Rows from a dataset:

-- Start --

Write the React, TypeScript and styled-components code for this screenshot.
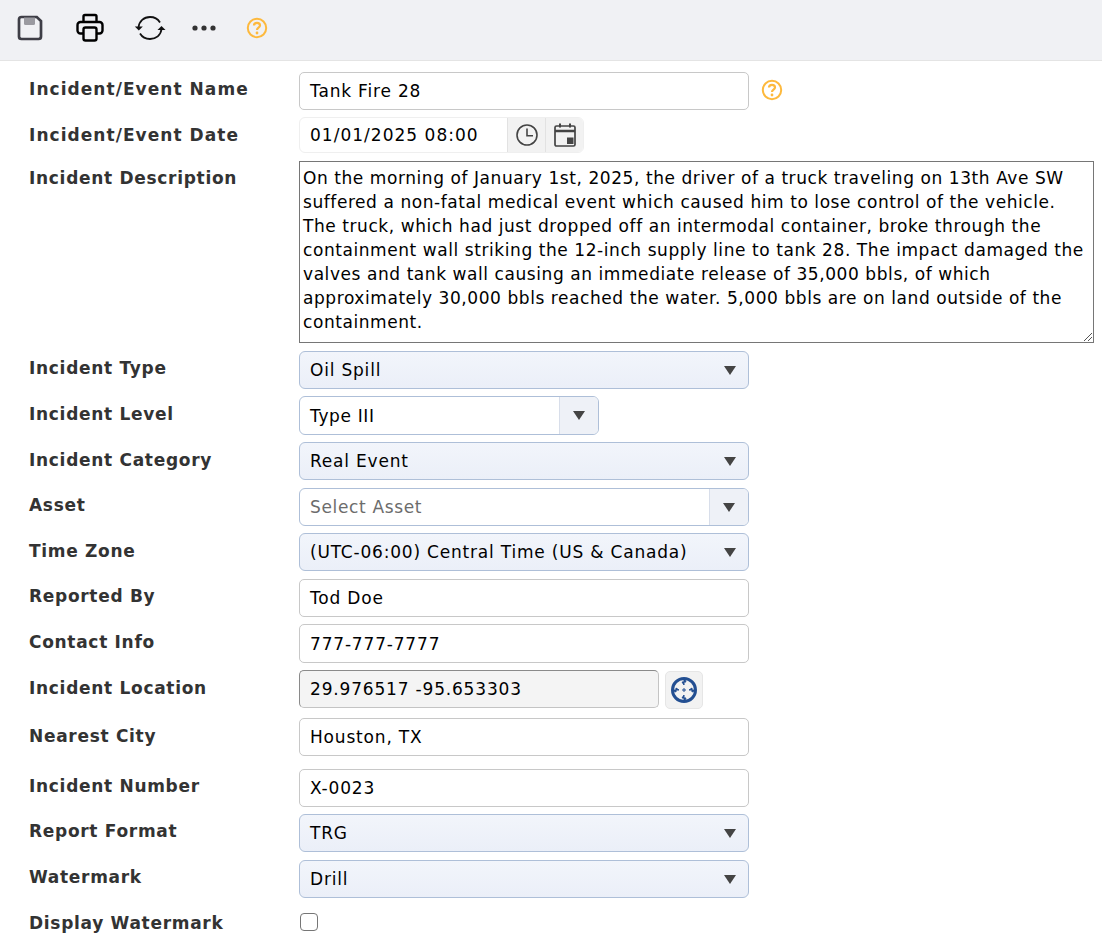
import React from "react";
import styled, { createGlobalStyle } from "styled-components";

const GlobalStyle = createGlobalStyle`
  html, body {
    margin: 0;
    padding: 0;
    background: #fff;
    font-family: "DejaVu Sans", Verdana, sans-serif;
    font-size: 17px;
    letter-spacing: 0.65px;
    color: #000;
  }
`;

const Page = styled.div`
  width: 1102px;
  height: 940px;
  overflow: hidden;
`;

const Toolbar = styled.div`
  height: 60px;
  background: #f0f1f4;
  border-bottom: 1px solid #e4e4e4;
  display: flex;
  align-items: center;
  box-sizing: content-box;
  padding-left: 16px;
  padding-bottom: 0;
`;

const ToolButton = styled.div<{ $w: number }>`
  width: ${(p) => p.$w}px;
  display: flex;
  align-items: center;
  margin-top: -4px;
`;

const Form = styled.div`
  padding: 11px 8px 0 29px;
`;

const Row = styled.div<{ $top?: number }>`
  display: flex;
  align-items: flex-start;
  margin-top: ${(p) => p.$top ?? 8}px;
`;

const Label = styled.div<{ $drop?: boolean; $wide?: boolean }>`
  width: 270px;
  flex: none;
  font-size: 17px;
  font-weight: bold;
  color: #333;
  line-height: 20px;
  letter-spacing: ${(p) => (p.$wide ? "1.05px" : "0.7px")};
  padding-top: ${(p) => (p.$drop ? 8 : 7)}px;
  white-space: nowrap;
`;

const TextBox = styled.div<{ $w?: number; $h?: number; $readonly?: boolean }>`
  box-sizing: border-box;
  width: ${(p) => p.$w ?? 450}px;
  height: ${(p) => p.$h ?? 38}px;
  border: 1px solid ${(p) => (p.$readonly ? "#c4c4c4" : "#c8c8c8")};
  ${(p) => p.$readonly && "border-top-color: #8a8a8a; border-left-color: #8a8a8a;"}
  border-radius: 5px;
  background: ${(p) => (p.$readonly ? "#f4f4f4" : "#fff")};
  padding: 0 10px;
  display: flex;
  align-items: center;
  white-space: nowrap;
  letter-spacing: 0.82px;
`;

const HelpSlot = styled.div`
  margin: 7px 0 0 12px;
  display: flex;
`;

const DateGroup = styled.div`
  box-sizing: border-box;
  width: 285px;
  height: 36px;
  border: 1px solid #efefef;
  border-radius: 6px;
  display: flex;
  align-items: center;
  overflow: hidden;
`;

const DateValue = styled.div`
  flex: 1;
  padding-left: 10px;
  white-space: nowrap;
  letter-spacing: 1.02px;
`;

const DateButton = styled.div`
  width: 37px;
  height: 100%;
  background: #f2f2f2;
  border-left: 1px solid #e2e2e2;
  display: flex;
  align-items: center;
  justify-content: center;
`;

const DescriptionBox = styled.div`
  box-sizing: border-box;
  width: 795px;
  height: 182px;
  border: 1px solid #767676;
  padding: 4px 3px;
  line-height: 24px;
  position: relative;
  white-space: pre;
  letter-spacing: 0.57px;
`;

const ResizeGrip = styled.svg`
  position: absolute;
  right: 0;
  bottom: 0;
`;

const SelectBox = styled.div<{ $w?: number }>`
  box-sizing: border-box;
  width: ${(p) => p.$w ?? 450}px;
  height: 38px;
  border: 1px solid #aebfd8;
  border-radius: 6px;
  background: linear-gradient(#f2f5fb, #ebeff8);
  padding: 0 12px 0 10px;
  display: flex;
  align-items: center;
  justify-content: space-between;
  white-space: nowrap;
  letter-spacing: 0.8px;
`;

const Caret = styled.span`
  width: 0;
  height: 0;
  border-left: 6.5px solid transparent;
  border-right: 6.5px solid transparent;
  border-top: 9px solid #444;
  flex: none;
`;

const ComboBox = styled.div<{ $w?: number; $h?: number }>`
  box-sizing: border-box;
  width: ${(p) => p.$w ?? 450}px;
  height: ${(p) => p.$h ?? 38}px;
  border: 1px solid #aebfd8;
  border-radius: 6px;
  background: #fff;
  display: flex;
  align-items: stretch;
  overflow: hidden;
`;

const ComboText = styled.div<{ $muted?: boolean }>`
  flex: 1;
  padding-left: 10px;
  display: flex;
  align-items: center;
  color: ${(p) => (p.$muted ? "#6c6c6c" : "#000")};
`;

const ComboButton = styled.div`
  width: 38px;
  background: #eef1f7;
  border-left: 1px solid #d8deea;
  display: flex;
  align-items: center;
  justify-content: center;
`;

const LocateButton = styled.div`
  box-sizing: border-box;
  width: 38px;
  height: 38px;
  margin-left: 6px;
  margin-top: 1px;
  border: 1px solid #e6e6e6;
  border-radius: 5px;
  background: #f2f2f2;
  display: flex;
  align-items: center;
  justify-content: center;
`;

const CheckBox = styled.div`
  box-sizing: border-box;
  width: 18px;
  height: 18px;
  margin: 7px 0 0 1px;
  border: 1.5px solid #767676;
  border-radius: 4px;
  background: #fff;
`;

const HelpIcon = ({ size = 22 }: { size?: number }) => (
  <svg width={size} height={size} viewBox="0 0 22 22" fill="none">
    <circle cx="11" cy="11" r="9.2" stroke="#fdb93d" strokeWidth="2" />
    <path
      d="M8 8.6c0-1.7 1.3-2.8 3-2.8s3 1.100 3 2.600c0 2.200-3 2.300-3 4.600"
      stroke="#fdb93d"
      strokeWidth="2.2"
    />
    <circle cx="11" cy="16" r="1.4" fill="#fdb93d" />
  </svg>
);

const SaveIcon = () => (
  <svg width="28" height="28" viewBox="0 0 28 28" fill="none">
    <path
      d="M3 5.5A2.5 2.5 0 0 1 5.5 3h15.3L25 7v15.500a2.500 2.500 0 0 1-2.500 2.500h-17A2.500 2.500 0 0 1 3 22.500z"
      stroke="#3e3e46"
      strokeWidth="2.700"
    />
    <path d="M8 3.500v6a1.500 1.500 0 0 0 1.500 1.500h8a1.500 1.500 0 0 0 1.500-1.500v-6z" fill="#9a9aa0" />
  </svg>
);

const PrintIcon = () => (
  <svg width="30" height="30" viewBox="0 0 30 30" fill="none" stroke="#000" strokeWidth="2.400">
    <path d="M8.500 9V3.500a1.500 1.500 0 0 1 1.500-1.500h10a1.500 1.500 0 0 1 1.500 1.500V9" />
    <path d="M8 20.500H5.500A3 3 0 0 1 2.500 17.500v-5.500A3 3 0 0 1 5.500 9h19a3 3 0 0 1 3 3v5.500a3 3 0 0 1-3 3H22" />
    <rect x="8.500" y="14.500" width="13" height="13" rx="2" />
  </svg>
);

const RefreshIcon = () => (
  <svg width="32" height="30" viewBox="0 0 32 30" fill="none">
    <path d="M4.500 14.500C5 8 10 4 16 4c4.500 0 8 2.200 10 5.500" stroke="#111" strokeWidth="1.800" />
    <path d="M27.500 16c-.6 6.300-5.500 10-11.500 10-4.500 0-8-2.200-10-5.500" stroke="#111" strokeWidth="1.800" />
    <path d="M.8 13.500l4 4 4-4z" fill="#111" />
    <path d="M23.500 17l4-4 4 4z" fill="#111" />
  </svg>
);

const DotsIcon = () => (
  <svg width="24" height="6" viewBox="0 0 24 6">
    <circle cx="3" cy="3" r="2.600" fill="#333" />
    <circle cx="12" cy="3" r="2.600" fill="#333" />
    <circle cx="21" cy="3" r="2.600" fill="#333" />
  </svg>
);

const ClockIcon = () => (
  <svg width="24" height="24" viewBox="0 0 24 24" fill="none" stroke="#444" strokeWidth="1.600">
    <circle cx="12" cy="12" r="10" />
    <path d="M12 5.500V12.800h6" />
  </svg>
);

const CalendarIcon = () => (
  <svg width="24" height="26" viewBox="0 0 24 26" fill="none">
    <rect x="2" y="4" width="20" height="20" rx="1.500" stroke="#444" strokeWidth="1.700" />
    <path d="M2 9h20" stroke="#444" strokeWidth="2.400" />
    <path d="M7 1.500v4M17 1.500v4" stroke="#444" strokeWidth="2" />
    <rect x="14" y="15.500" width="6.500" height="6.500" fill="#444" />
  </svg>
);

const CrosshairIcon = () => (
  <svg width="28" height="28" viewBox="0 0 28 28" fill="none">
    <circle cx="14" cy="14" r="11.500" stroke="#234f92" strokeWidth="3" />
    <path d="M14 2v7l-2-3h4zM14 26v-7l-2 3h4zM2 14h7l-3-2v4zM26 14h-7l3-2v4z" fill="#234f92" stroke="#234f92" strokeWidth="1" />
    <path d="M14 12v4M12 14h4" stroke="#234f92" strokeWidth="1" />
  </svg>
);

const description = [
  "On the morning of January 1st, 2025, the driver of a truck traveling on 13th Ave SW",
  "suffered a non-fatal medical event which caused him to lose control of the vehicle.",
  "The truck, which had just dropped off an intermodal container, broke through the",
  "containment wall striking the 12-inch supply line to tank 28. The impact damaged the",
  "valves and tank wall causing an immediate release of 35,000 bbls, of which",
  "approximately 30,000 bbls reached the water. 5,000 bbls are on land outside of the",
  "containment.",
].join("\n");

export default function App() {
  return (
    <Page>
      <GlobalStyle />
      <Toolbar>
        <ToolButton $w={59}><SaveIcon /></ToolButton>
        <ToolButton $w={59}><PrintIcon /></ToolButton>
        <ToolButton $w={58}><RefreshIcon /></ToolButton>
        <ToolButton $w={54}><DotsIcon /></ToolButton>
        <ToolButton $w={24}><HelpIcon /></ToolButton>
      </Toolbar>
      <Form>
        <Row $top={0}>
          <Label $wide>Incident/Event Name</Label>
          <TextBox>Tank Fire 28</TextBox>
          <HelpSlot><HelpIcon /></HelpSlot>
        </Row>
        <Row $top={7}>
          <Label $wide $drop>Incident/Event Date</Label>
          <DateGroup>
            <DateValue>01/01/2025 08:00</DateValue>
            <DateButton><ClockIcon /></DateButton>
            <DateButton><CalendarIcon /></DateButton>
          </DateGroup>
        </Row>
        <Row $top={8}>
          <Label>Incident Description</Label>
          <DescriptionBox>
            {description}
            <ResizeGrip width="12" height="12" viewBox="0 0 12 12">
              <path d="M11 3L3 11M11 7L7 11" stroke="#555" strokeWidth="1" />
            </ResizeGrip>
          </DescriptionBox>
        </Row>
        <Row>
          <Label>Incident Type</Label>
          <SelectBox>Oil Spill<Caret /></SelectBox>
        </Row>
        <Row $top={7}>
          <Label $drop>Incident Level</Label>
          <ComboBox $w={300} $h={39}>
            <ComboText>Type III</ComboText>
            <ComboButton><Caret /></ComboButton>
          </ComboBox>
        </Row>
        <Row $top={7}>
          <Label $drop>Incident Category</Label>
          <SelectBox>Real Event<Caret /></SelectBox>
        </Row>
        <Row>
          <Label>Asset</Label>
          <ComboBox>
            <ComboText $muted>Select Asset</ComboText>
            <ComboButton><Caret /></ComboButton>
          </ComboBox>
        </Row>
        <Row $top={7}>
          <Label $drop>Time Zone</Label>
          <SelectBox>(UTC-06:00) Central Time (US &amp; Canada)<Caret /></SelectBox>
        </Row>
        <Row>
          <Label>Reported By</Label>
          <TextBox>Tod Doe</TextBox>
        </Row>
        <Row $top={7}>
          <Label $drop>Contact Info</Label>
          <TextBox $h={39}>777-777-7777</TextBox>
        </Row>
        <Row $top={7}>
          <Label $drop>Incident Location</Label>
          <TextBox $w={360} $readonly>29.976517 -95.653303</TextBox>
          <LocateButton><CrosshairIcon /></LocateButton>
        </Row>
        <Row $top={9}>
          <Label $drop>Nearest City</Label>
          <TextBox>Houston, TX</TextBox>
        </Row>
        <Row $top={13}>
          <Label>Incident Number</Label>
          <TextBox>X-0023</TextBox>
        </Row>
        <Row $top={7}>
          <Label>Report Format</Label>
          <SelectBox>TRG<Caret /></SelectBox>
        </Row>
        <Row>
          <Label>Watermark</Label>
          <SelectBox>Drill<Caret /></SelectBox>
        </Row>
        <Row $top={8}>
          <Label>Display Watermark</Label>
          <CheckBox />
        </Row>
      </Form>
    </Page>
  );
}
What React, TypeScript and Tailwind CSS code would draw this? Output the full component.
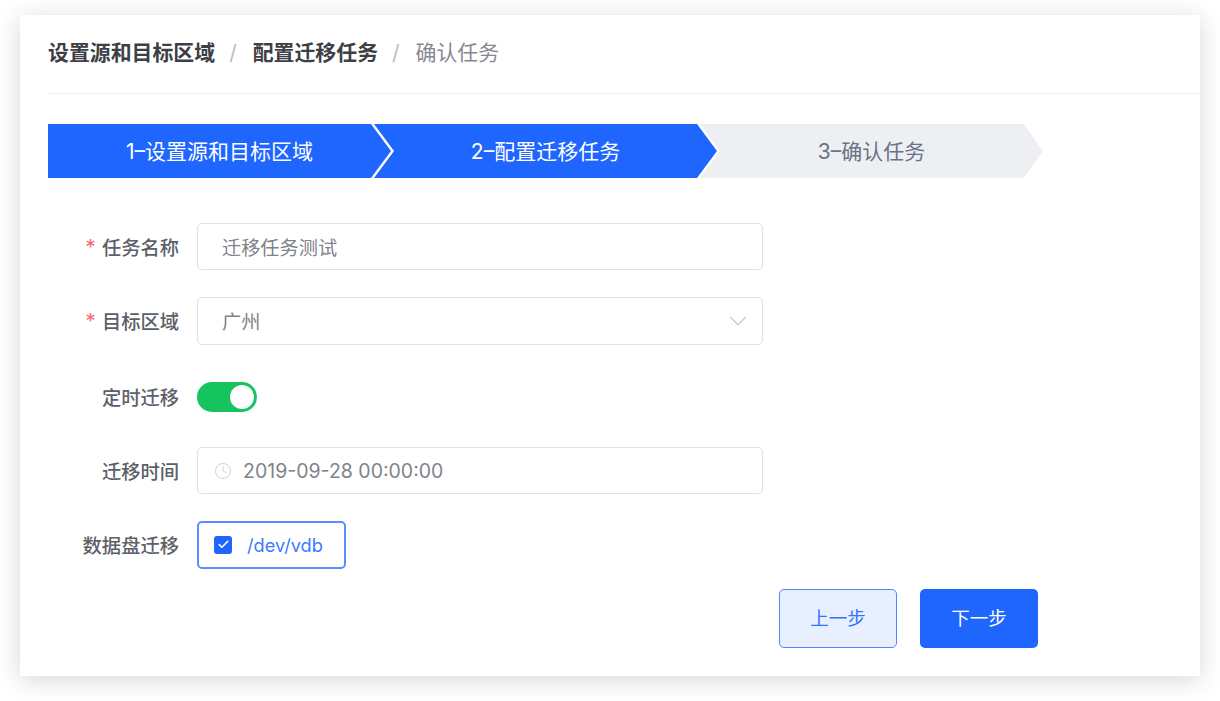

-- End --

**Your goal:** Find every line that has "React" in it, then return those lines.

**Written reply:**
Write the React, TypeScript and styled-components code for this screenshot.
import React from "react";
What React, TypeScript and Tailwind CSS code would draw this? Output the full component.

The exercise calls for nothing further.